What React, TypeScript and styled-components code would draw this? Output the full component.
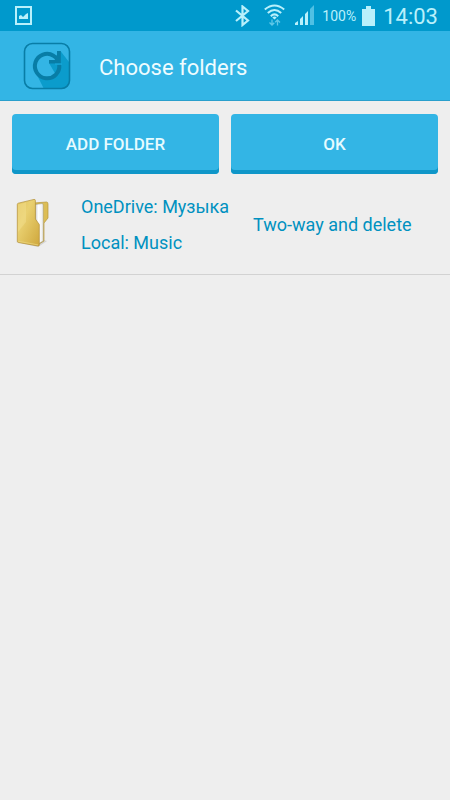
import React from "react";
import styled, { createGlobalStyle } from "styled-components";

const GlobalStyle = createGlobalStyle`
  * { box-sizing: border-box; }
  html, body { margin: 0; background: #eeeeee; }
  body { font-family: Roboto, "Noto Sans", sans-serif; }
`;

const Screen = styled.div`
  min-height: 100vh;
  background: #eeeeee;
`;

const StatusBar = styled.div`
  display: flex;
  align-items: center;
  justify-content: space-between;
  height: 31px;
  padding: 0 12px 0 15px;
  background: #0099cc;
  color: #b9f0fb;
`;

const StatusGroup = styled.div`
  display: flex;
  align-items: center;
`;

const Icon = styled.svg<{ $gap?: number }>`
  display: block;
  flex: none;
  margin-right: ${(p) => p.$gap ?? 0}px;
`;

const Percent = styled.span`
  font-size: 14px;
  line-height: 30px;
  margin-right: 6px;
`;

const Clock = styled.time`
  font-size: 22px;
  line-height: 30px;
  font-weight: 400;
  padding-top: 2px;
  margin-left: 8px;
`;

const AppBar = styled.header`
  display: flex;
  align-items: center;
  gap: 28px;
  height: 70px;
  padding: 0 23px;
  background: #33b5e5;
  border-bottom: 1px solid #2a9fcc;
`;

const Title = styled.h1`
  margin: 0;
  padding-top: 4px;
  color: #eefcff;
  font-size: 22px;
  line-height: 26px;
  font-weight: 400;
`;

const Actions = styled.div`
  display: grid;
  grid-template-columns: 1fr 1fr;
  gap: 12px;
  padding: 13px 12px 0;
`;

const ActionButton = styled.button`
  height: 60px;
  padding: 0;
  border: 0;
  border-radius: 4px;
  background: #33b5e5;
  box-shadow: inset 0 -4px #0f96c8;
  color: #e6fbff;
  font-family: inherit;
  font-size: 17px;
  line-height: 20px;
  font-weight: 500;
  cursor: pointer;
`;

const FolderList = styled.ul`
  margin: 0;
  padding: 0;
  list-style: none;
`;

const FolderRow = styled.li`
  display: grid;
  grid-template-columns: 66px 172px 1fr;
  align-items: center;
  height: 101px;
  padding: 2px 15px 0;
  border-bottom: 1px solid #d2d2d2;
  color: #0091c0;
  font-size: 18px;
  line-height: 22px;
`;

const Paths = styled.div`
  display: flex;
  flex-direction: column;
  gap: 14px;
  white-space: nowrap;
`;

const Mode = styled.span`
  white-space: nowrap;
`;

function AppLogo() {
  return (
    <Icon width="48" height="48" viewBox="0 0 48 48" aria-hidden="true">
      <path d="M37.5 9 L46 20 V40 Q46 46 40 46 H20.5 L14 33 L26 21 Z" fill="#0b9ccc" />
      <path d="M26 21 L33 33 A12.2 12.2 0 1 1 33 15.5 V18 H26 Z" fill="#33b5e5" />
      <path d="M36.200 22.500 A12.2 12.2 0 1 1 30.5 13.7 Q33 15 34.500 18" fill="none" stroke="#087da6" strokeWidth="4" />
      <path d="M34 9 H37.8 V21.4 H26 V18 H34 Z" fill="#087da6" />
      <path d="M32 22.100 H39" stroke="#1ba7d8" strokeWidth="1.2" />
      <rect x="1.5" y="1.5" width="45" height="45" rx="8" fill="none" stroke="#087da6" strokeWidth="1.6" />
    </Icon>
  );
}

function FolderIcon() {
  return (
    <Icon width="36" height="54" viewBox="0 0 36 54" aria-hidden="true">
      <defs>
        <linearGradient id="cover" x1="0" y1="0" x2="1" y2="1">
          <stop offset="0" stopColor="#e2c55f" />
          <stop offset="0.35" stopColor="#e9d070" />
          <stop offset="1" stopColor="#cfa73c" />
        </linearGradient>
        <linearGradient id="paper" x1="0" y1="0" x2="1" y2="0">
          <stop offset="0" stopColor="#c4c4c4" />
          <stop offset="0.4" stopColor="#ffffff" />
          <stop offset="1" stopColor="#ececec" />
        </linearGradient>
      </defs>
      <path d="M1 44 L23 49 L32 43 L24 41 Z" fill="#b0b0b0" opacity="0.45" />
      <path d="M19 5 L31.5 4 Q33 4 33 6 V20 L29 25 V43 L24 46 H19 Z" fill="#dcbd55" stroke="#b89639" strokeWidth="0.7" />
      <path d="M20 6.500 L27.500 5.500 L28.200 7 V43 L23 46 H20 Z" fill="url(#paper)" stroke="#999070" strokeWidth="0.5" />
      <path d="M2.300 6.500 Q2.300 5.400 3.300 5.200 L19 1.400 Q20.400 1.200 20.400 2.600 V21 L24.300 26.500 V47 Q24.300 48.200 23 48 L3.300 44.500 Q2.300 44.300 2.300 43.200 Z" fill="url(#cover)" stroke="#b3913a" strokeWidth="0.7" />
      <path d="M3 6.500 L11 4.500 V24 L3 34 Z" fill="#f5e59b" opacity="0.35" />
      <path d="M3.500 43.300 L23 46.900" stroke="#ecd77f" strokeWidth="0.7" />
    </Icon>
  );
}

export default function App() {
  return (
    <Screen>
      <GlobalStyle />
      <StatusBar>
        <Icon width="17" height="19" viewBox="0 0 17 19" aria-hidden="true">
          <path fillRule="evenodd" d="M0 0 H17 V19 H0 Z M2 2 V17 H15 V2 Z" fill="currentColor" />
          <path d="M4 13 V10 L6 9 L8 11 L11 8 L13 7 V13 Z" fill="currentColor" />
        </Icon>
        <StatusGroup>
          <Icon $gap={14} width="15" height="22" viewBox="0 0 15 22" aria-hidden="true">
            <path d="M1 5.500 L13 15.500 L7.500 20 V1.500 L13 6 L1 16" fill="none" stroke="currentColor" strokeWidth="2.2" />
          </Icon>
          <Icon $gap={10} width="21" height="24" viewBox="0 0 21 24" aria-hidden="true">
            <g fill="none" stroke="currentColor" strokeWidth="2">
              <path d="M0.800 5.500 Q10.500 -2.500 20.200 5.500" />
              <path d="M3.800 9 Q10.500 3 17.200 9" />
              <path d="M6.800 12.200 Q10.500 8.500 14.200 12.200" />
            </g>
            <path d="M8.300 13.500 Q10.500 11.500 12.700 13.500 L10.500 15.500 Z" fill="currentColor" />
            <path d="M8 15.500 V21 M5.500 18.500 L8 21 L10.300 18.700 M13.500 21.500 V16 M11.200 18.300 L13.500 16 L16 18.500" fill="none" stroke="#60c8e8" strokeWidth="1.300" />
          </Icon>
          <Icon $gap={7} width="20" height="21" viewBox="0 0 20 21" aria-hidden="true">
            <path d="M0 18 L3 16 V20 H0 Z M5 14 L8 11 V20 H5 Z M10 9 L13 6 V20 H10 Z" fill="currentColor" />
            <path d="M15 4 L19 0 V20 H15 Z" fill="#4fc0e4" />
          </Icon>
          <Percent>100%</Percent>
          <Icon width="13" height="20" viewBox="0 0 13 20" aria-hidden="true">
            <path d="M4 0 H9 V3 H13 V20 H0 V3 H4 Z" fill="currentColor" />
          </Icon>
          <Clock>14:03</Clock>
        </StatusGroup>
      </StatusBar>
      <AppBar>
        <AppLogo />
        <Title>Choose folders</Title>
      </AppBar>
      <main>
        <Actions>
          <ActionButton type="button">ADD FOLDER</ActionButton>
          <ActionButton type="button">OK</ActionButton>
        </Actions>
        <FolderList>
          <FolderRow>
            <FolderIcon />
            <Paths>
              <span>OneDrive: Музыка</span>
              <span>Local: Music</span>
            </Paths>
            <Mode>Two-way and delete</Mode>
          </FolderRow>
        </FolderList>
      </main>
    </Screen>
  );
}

□ □ □

▶ _Aim_: Pull every line containing "React" from the data.

▶ _Written solution_:
What React, TypeScript and styled-components code would draw this? Output the full component.
import React from "react";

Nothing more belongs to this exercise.